## Work to do
Copy every line from the material below that holds "screenshot".

## Data supplied
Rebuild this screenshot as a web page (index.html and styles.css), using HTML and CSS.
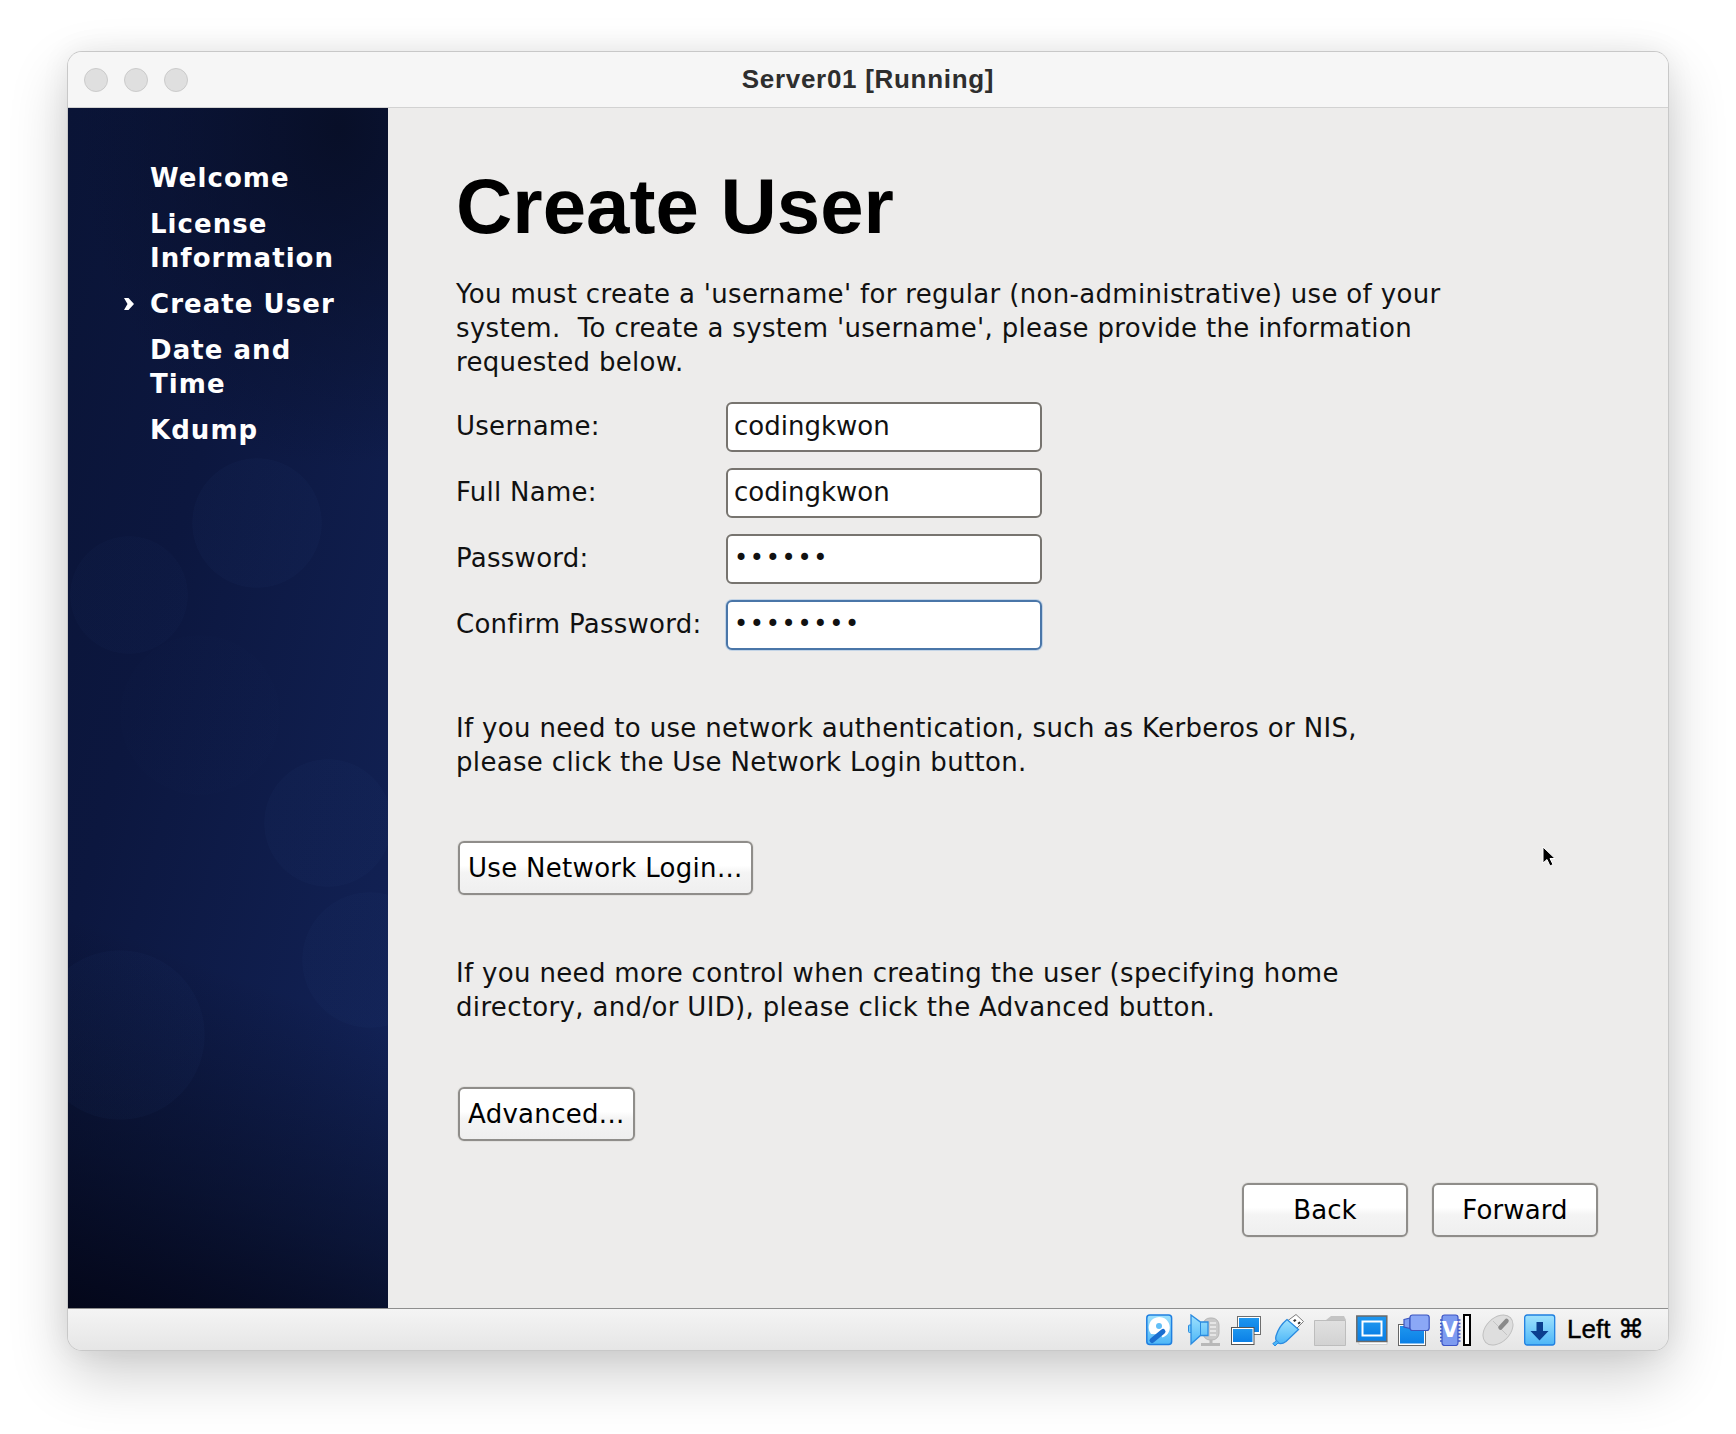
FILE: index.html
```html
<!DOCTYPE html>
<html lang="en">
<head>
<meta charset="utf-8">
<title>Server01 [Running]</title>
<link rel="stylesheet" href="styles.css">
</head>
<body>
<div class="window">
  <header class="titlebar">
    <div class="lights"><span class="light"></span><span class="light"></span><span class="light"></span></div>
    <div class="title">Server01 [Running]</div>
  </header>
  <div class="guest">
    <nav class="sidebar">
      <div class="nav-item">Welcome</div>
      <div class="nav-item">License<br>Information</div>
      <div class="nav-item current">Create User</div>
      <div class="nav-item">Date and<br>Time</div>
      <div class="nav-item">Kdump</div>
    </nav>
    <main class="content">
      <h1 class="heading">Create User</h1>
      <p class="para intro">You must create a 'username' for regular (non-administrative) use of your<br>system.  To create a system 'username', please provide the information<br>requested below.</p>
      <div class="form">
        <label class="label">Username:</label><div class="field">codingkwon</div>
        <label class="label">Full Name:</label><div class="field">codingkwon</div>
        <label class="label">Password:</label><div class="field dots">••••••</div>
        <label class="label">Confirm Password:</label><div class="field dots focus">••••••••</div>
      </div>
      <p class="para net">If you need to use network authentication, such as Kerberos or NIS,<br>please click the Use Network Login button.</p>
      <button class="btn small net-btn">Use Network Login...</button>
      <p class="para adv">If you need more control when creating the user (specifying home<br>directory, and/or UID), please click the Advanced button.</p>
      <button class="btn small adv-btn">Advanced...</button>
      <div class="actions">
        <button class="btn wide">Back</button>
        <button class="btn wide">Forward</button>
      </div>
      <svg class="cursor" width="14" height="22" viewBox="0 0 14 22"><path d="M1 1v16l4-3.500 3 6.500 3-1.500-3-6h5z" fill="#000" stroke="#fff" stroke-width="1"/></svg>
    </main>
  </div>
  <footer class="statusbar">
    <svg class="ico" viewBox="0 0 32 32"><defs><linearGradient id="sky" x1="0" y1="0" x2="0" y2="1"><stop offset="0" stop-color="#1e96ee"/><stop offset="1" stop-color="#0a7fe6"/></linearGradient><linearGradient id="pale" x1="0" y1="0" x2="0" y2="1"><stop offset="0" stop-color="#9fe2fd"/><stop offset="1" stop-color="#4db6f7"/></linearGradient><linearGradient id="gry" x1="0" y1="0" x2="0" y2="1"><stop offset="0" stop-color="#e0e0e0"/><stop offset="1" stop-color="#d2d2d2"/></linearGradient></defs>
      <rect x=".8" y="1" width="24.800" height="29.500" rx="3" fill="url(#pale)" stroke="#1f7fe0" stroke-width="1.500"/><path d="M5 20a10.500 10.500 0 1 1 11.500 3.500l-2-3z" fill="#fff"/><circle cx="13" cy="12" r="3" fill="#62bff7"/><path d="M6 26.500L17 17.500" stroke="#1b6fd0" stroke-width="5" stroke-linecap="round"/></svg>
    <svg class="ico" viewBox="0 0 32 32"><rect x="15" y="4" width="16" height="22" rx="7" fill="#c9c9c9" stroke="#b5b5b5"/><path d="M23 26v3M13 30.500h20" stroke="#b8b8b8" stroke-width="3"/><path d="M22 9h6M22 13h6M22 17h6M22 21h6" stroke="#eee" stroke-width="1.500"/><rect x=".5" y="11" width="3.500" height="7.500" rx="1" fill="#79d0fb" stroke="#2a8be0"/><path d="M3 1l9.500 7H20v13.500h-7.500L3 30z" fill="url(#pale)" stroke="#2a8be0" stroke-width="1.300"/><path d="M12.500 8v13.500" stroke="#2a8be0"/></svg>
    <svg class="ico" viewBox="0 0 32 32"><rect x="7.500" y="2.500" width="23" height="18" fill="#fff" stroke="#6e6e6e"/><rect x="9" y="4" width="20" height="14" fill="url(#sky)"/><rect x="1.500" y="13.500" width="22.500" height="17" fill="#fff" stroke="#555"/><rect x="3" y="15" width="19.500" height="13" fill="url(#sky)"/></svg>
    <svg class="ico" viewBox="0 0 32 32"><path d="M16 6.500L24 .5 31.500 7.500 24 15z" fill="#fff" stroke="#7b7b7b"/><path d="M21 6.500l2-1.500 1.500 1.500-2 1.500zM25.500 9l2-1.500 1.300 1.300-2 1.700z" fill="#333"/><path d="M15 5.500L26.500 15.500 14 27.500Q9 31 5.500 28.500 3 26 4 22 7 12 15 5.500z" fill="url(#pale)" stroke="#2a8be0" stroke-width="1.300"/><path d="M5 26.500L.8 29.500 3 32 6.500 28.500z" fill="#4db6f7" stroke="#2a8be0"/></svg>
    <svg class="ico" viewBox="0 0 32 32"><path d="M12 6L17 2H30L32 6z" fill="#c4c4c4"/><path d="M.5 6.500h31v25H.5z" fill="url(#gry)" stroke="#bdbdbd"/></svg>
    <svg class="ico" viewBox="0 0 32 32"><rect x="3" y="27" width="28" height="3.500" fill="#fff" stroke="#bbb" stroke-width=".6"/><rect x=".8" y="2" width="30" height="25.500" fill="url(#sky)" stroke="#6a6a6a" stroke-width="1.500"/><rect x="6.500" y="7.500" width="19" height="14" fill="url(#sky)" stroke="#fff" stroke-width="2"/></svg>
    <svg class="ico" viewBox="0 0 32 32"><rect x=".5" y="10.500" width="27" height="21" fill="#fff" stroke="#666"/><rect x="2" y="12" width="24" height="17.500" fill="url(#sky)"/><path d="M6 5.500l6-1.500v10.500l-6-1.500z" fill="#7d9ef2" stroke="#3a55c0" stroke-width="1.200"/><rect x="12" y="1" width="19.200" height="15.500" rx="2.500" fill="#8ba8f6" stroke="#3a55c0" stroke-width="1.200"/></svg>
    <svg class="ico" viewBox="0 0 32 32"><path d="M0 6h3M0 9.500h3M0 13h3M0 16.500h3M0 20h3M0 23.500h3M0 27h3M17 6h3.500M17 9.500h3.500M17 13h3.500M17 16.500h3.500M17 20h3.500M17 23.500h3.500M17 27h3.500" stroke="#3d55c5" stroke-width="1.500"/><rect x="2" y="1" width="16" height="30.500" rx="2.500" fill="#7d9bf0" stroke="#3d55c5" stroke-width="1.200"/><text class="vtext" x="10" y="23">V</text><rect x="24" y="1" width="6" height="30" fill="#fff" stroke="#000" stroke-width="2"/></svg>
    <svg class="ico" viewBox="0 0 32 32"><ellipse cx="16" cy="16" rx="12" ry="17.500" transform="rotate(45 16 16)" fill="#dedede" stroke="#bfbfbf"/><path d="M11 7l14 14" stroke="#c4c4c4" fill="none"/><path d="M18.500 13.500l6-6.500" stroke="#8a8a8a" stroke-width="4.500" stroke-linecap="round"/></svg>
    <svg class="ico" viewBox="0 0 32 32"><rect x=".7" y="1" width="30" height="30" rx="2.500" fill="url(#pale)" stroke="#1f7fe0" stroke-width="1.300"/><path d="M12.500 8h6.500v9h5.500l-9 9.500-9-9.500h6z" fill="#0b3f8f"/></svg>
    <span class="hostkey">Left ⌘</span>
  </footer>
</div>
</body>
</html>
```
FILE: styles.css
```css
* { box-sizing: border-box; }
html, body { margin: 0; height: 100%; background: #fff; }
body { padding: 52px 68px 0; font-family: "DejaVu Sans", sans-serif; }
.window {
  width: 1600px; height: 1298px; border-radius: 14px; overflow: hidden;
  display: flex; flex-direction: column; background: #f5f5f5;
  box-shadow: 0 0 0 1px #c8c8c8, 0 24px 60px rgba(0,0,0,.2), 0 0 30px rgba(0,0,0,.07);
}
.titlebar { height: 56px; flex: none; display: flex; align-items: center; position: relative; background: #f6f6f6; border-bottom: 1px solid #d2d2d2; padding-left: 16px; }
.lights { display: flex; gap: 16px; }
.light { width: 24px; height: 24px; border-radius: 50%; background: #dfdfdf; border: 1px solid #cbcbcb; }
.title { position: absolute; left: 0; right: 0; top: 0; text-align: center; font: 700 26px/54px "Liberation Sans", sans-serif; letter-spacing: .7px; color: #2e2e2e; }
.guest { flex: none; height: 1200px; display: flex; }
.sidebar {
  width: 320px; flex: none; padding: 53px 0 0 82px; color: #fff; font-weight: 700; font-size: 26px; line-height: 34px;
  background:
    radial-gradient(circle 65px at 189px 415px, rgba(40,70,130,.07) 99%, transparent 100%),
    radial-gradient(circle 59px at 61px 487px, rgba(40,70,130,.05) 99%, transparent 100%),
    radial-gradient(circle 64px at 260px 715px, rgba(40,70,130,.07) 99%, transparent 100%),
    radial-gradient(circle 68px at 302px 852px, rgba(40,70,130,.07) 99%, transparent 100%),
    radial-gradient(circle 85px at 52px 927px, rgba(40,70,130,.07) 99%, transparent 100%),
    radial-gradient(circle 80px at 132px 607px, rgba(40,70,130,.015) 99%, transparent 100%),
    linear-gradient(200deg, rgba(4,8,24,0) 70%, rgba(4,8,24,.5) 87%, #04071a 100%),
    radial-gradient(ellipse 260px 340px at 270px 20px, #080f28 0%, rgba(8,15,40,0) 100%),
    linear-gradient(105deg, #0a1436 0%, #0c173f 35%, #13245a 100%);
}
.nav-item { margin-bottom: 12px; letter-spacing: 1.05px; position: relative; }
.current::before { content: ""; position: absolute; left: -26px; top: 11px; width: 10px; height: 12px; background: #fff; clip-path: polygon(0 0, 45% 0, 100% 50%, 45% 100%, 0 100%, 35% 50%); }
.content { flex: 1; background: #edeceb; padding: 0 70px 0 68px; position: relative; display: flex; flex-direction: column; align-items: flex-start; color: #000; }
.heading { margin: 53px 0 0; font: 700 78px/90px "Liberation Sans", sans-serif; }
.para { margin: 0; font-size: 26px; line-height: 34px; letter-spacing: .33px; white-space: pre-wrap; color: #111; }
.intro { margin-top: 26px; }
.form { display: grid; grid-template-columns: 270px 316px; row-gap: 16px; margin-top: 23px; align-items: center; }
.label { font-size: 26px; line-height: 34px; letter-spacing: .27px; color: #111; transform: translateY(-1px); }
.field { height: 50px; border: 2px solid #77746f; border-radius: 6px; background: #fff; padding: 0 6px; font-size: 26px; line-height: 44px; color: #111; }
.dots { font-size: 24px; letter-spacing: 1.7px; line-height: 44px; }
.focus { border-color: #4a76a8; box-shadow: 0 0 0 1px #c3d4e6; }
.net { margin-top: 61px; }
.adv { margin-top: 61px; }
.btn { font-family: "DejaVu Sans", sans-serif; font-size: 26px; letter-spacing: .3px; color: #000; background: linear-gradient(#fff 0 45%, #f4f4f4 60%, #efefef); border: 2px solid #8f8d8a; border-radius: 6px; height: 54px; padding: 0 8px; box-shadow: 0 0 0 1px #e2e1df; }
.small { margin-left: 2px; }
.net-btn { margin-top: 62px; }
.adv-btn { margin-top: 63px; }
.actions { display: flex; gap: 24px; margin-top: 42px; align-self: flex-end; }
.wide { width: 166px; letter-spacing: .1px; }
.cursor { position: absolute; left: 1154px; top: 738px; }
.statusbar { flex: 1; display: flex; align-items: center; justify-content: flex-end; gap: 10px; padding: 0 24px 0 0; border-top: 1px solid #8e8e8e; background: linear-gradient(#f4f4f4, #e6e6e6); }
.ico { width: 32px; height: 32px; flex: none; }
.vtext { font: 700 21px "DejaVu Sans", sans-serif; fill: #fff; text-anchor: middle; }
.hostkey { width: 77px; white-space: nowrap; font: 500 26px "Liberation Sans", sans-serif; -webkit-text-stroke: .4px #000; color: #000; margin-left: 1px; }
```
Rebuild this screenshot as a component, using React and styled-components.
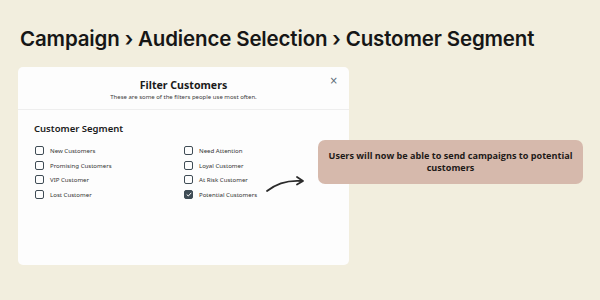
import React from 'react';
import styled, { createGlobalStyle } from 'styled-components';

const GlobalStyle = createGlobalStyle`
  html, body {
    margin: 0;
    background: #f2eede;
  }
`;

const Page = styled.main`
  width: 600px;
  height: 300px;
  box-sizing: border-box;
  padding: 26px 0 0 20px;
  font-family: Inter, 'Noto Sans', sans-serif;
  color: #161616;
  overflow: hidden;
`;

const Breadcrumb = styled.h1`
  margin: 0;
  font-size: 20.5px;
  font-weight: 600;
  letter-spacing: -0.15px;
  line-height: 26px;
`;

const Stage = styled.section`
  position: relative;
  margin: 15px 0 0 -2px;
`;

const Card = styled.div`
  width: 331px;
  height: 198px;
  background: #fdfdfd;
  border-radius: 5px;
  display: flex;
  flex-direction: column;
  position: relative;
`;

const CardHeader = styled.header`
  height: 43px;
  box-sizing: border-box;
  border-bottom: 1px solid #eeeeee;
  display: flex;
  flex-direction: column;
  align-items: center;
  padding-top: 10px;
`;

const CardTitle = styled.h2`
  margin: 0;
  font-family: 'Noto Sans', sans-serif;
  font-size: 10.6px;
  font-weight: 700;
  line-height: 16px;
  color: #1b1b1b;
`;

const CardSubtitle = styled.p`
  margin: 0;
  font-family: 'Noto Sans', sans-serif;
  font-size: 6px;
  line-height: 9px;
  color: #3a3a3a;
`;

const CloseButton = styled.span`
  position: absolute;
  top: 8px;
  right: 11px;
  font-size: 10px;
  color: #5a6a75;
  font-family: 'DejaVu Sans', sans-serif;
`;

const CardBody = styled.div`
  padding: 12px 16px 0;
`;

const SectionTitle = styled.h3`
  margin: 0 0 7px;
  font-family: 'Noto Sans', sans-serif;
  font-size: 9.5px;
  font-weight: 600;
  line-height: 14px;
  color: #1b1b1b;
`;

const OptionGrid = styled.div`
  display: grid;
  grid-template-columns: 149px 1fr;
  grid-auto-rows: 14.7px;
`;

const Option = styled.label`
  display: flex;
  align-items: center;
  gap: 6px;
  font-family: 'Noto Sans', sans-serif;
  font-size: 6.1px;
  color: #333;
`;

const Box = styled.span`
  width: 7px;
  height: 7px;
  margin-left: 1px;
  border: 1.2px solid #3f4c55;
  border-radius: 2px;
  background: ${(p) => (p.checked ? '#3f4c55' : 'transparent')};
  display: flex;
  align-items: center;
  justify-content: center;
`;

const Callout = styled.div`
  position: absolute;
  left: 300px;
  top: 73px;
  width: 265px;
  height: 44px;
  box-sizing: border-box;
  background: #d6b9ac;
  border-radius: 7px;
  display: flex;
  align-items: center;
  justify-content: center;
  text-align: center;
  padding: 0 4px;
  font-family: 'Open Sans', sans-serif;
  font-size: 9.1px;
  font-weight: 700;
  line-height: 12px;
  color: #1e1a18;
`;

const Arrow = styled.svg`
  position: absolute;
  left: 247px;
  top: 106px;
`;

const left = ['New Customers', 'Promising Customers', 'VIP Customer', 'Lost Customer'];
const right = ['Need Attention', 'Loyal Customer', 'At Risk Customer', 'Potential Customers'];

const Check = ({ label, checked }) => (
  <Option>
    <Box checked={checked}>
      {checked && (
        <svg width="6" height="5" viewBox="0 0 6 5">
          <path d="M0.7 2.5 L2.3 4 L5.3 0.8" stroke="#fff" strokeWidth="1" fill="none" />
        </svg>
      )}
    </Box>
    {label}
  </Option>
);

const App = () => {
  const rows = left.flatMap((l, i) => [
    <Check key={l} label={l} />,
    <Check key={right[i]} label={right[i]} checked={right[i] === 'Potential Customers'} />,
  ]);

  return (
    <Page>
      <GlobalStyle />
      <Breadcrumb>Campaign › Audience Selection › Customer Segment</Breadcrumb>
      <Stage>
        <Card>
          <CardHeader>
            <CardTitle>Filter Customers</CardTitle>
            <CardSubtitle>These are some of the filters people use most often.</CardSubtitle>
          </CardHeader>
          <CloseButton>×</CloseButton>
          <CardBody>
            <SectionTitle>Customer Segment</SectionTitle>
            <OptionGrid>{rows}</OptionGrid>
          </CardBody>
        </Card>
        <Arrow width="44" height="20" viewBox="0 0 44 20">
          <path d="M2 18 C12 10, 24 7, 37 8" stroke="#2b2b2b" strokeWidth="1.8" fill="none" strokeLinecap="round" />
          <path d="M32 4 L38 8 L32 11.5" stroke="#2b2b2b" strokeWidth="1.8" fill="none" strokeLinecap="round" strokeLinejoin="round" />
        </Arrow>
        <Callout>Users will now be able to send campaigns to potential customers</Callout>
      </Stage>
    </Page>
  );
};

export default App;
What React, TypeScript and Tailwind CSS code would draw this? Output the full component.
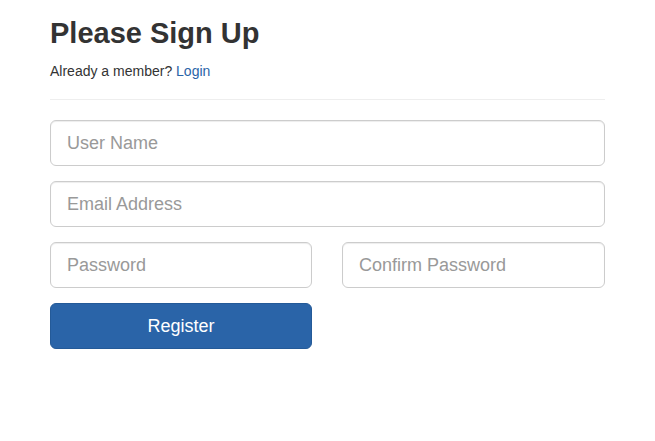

## Answer to the exercise
Rebuild this screenshot as a web page (index.html and styles.css), using HTML and CSS.
Rebuild this screenshot as a component, using React and styled-components.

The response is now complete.